## Written instruction
Copy each line with the word "this" in it.

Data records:
_ _ _ _
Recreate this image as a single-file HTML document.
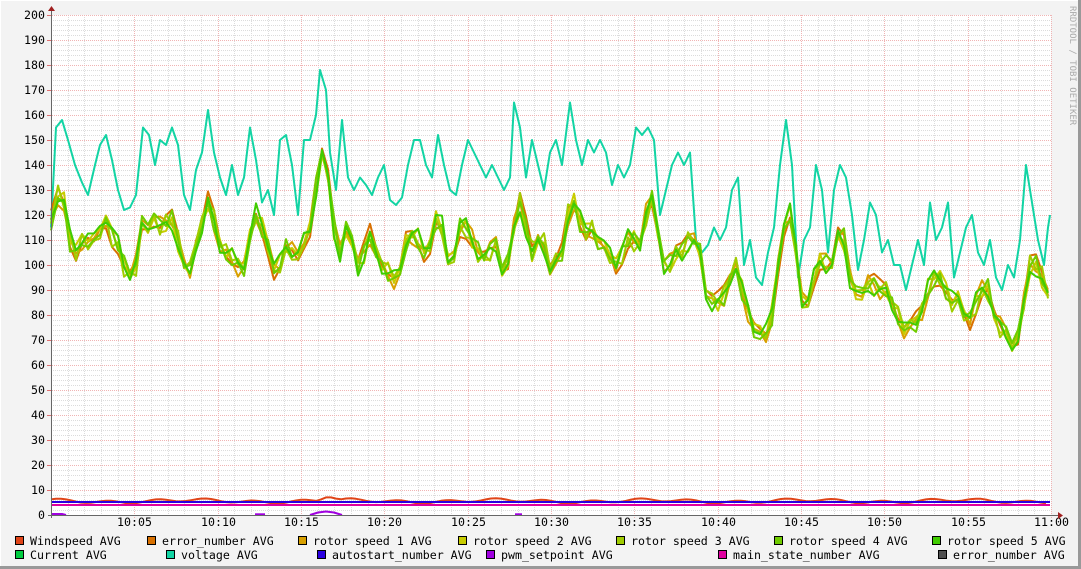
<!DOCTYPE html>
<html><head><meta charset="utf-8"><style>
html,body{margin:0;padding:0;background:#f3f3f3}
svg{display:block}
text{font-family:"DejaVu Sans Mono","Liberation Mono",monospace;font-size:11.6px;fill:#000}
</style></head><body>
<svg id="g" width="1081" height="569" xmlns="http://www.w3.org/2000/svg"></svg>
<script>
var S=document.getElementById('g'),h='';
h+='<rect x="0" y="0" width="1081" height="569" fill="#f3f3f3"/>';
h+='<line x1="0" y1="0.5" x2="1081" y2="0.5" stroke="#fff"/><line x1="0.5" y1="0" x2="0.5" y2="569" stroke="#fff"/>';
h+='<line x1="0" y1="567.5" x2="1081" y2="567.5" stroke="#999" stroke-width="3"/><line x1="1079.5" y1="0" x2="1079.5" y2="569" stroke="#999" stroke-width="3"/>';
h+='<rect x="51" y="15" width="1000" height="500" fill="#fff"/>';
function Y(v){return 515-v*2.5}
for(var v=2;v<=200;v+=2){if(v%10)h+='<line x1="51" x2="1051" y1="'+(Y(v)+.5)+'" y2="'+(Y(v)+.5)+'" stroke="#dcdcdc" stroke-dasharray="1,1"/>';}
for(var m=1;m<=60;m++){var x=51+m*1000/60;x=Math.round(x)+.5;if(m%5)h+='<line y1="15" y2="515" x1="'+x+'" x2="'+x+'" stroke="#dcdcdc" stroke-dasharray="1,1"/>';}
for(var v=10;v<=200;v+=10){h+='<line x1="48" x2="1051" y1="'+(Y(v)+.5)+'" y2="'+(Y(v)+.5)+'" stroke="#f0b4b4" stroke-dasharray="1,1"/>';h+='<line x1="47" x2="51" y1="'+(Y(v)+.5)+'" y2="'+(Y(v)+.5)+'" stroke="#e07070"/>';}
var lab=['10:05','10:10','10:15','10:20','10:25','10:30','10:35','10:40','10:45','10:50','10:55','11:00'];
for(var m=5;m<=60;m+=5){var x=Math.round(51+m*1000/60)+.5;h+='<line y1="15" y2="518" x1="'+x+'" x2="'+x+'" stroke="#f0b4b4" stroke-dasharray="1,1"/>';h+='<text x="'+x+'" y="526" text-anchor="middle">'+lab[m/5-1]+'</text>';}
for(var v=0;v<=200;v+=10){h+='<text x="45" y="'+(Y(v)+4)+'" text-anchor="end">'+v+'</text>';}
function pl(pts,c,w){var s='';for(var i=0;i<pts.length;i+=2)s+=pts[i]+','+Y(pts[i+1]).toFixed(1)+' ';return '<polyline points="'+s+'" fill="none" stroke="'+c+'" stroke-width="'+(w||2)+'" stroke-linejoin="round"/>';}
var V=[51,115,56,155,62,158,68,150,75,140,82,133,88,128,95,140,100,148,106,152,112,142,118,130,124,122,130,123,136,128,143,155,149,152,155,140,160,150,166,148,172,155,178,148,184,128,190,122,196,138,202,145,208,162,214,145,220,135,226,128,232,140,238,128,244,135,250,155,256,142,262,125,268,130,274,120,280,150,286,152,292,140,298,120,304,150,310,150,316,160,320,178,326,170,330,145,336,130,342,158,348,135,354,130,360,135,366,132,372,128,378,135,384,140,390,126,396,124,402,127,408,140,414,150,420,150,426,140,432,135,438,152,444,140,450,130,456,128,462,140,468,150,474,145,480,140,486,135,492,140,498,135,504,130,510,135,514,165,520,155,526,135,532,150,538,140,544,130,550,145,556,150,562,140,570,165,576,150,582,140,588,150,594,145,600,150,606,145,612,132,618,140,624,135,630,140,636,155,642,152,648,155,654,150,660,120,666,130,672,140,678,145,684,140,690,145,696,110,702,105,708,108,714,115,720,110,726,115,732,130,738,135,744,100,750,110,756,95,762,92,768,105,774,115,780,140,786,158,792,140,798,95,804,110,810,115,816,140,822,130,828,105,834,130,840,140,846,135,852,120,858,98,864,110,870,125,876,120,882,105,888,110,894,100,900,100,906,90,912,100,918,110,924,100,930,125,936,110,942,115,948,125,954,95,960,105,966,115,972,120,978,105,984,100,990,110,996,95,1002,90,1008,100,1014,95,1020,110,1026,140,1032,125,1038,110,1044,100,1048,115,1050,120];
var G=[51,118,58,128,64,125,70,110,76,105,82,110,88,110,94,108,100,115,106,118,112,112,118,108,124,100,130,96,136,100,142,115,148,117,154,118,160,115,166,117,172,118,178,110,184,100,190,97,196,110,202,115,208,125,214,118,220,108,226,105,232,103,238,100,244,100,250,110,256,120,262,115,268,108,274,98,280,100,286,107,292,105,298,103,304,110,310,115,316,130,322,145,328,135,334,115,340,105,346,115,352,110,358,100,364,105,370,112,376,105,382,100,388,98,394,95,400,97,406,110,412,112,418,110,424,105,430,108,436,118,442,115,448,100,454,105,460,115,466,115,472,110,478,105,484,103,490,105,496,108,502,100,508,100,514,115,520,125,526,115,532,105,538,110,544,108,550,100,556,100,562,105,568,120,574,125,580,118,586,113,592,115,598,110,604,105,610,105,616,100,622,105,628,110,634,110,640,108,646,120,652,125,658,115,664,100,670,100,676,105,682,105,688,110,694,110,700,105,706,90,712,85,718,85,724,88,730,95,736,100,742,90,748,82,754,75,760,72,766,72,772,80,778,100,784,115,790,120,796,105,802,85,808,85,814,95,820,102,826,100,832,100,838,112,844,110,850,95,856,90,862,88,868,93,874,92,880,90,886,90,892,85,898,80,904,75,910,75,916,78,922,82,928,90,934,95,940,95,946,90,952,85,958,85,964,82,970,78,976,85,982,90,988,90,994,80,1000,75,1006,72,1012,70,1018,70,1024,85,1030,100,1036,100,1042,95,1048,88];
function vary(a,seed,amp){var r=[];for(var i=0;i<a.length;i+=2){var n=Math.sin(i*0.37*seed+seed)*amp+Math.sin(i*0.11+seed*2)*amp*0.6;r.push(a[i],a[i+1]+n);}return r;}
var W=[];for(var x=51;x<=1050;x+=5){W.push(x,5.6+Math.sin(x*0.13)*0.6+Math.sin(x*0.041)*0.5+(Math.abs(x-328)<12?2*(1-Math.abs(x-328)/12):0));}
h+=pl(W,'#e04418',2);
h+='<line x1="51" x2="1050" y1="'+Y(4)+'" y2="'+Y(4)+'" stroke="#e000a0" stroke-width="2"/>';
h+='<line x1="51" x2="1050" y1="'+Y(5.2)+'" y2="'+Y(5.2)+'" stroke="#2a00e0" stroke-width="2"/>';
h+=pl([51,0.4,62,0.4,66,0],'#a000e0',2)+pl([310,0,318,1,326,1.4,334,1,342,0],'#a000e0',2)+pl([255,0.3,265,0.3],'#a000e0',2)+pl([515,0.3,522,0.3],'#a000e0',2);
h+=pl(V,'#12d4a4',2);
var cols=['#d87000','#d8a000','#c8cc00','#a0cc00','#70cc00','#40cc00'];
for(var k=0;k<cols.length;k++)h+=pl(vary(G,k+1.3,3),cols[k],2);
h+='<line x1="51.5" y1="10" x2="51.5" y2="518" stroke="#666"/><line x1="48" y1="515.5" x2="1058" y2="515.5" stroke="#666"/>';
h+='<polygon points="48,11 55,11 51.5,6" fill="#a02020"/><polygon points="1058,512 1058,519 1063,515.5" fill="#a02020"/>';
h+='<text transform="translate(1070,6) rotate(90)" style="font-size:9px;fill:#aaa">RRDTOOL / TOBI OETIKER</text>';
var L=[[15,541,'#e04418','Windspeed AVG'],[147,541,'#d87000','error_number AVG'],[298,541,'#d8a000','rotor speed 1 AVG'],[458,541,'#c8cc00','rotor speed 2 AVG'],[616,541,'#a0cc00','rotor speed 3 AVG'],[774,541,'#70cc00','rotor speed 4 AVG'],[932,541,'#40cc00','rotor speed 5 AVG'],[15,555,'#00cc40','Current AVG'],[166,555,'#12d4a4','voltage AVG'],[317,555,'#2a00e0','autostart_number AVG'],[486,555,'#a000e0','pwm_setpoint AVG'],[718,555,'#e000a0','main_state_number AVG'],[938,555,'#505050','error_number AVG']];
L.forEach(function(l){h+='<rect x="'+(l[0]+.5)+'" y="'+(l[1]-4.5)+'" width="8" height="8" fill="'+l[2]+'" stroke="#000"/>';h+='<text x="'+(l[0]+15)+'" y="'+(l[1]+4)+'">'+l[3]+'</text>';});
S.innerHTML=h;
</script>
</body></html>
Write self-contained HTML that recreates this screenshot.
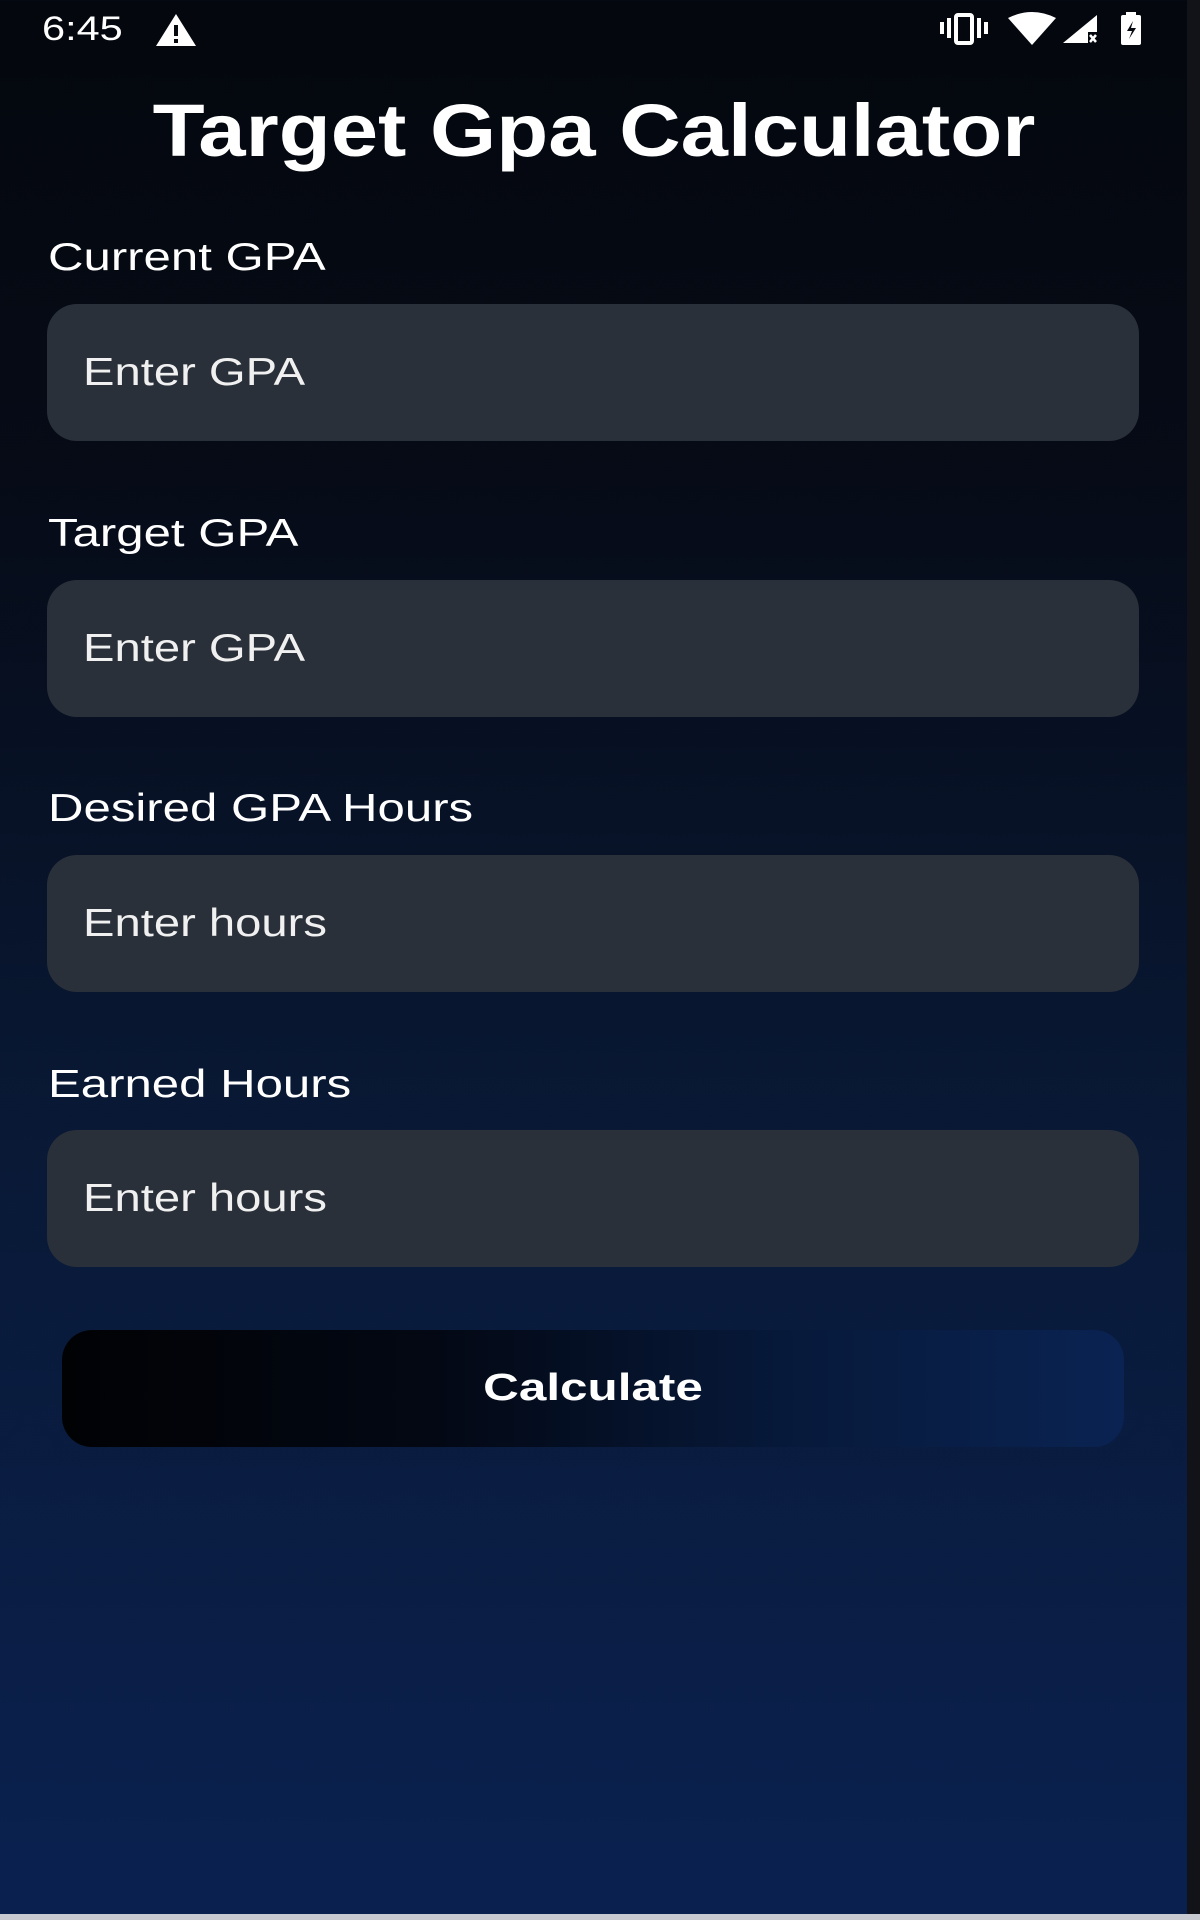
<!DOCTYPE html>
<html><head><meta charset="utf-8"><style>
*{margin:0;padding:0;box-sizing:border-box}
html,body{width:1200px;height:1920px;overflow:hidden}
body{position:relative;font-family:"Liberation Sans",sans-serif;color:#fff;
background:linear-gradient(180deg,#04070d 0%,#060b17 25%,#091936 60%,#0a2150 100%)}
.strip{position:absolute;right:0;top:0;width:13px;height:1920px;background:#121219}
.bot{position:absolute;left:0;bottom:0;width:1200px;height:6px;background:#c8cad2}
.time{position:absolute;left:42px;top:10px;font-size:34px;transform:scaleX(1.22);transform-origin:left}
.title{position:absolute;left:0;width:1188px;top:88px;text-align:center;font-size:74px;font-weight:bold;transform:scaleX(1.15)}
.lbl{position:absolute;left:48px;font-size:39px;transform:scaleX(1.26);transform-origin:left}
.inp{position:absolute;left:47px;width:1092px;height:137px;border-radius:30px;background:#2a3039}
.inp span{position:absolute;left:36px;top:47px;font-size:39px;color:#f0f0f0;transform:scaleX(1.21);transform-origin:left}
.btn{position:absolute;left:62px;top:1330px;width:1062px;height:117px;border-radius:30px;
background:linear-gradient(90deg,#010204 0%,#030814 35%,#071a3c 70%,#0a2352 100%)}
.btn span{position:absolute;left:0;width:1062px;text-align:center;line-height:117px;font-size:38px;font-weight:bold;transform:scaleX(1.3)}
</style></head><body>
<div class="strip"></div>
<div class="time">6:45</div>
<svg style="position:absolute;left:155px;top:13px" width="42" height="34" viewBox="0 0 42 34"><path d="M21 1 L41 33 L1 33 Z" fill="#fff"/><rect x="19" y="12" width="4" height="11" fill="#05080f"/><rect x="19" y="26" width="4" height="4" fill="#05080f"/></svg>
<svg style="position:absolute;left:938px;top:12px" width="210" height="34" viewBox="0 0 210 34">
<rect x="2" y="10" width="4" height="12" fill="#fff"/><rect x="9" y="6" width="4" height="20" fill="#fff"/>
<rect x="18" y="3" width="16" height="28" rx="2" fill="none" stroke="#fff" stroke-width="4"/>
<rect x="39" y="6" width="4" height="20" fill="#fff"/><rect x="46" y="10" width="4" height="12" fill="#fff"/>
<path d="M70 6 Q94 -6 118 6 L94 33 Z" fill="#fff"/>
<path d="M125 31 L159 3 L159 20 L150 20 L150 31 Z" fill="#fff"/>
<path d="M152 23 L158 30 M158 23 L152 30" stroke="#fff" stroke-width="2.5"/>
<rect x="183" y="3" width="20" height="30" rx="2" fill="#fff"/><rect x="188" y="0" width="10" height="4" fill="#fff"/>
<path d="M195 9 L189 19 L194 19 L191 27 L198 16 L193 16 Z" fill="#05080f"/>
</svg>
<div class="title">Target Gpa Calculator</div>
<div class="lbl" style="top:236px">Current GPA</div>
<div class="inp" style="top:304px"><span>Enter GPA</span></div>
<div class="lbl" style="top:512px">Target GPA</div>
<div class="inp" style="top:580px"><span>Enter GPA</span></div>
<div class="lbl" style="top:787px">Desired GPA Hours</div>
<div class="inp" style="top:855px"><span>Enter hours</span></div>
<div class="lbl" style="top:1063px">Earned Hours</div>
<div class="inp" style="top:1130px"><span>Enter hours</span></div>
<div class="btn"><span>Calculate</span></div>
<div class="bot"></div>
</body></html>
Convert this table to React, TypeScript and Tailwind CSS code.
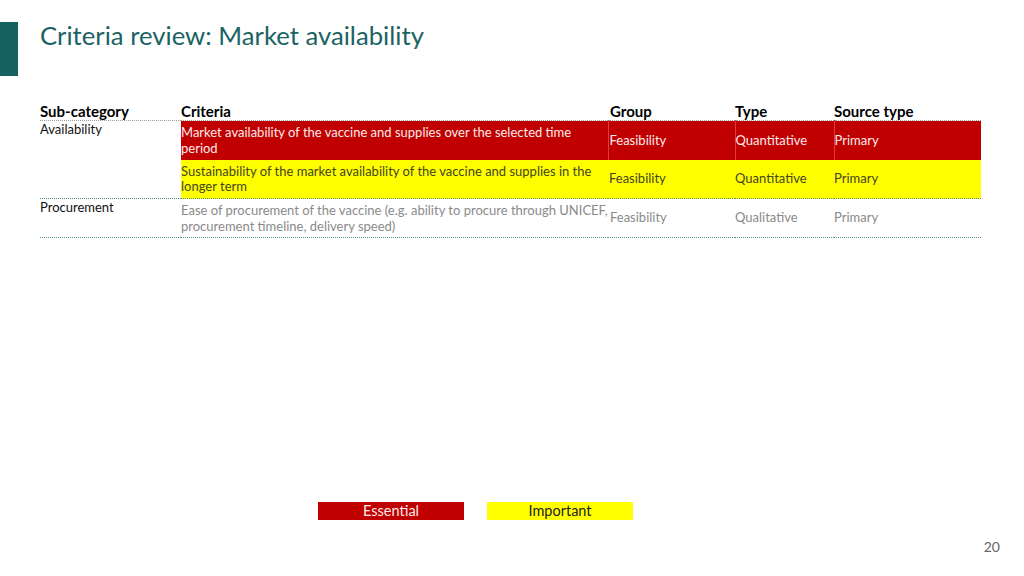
_ _ _ _
## Correct result
Recreate this image as a single-file HTML document.
Write self-contained HTML that recreates this screenshot.
Convert this table to React, TypeScript and Tailwind CSS code.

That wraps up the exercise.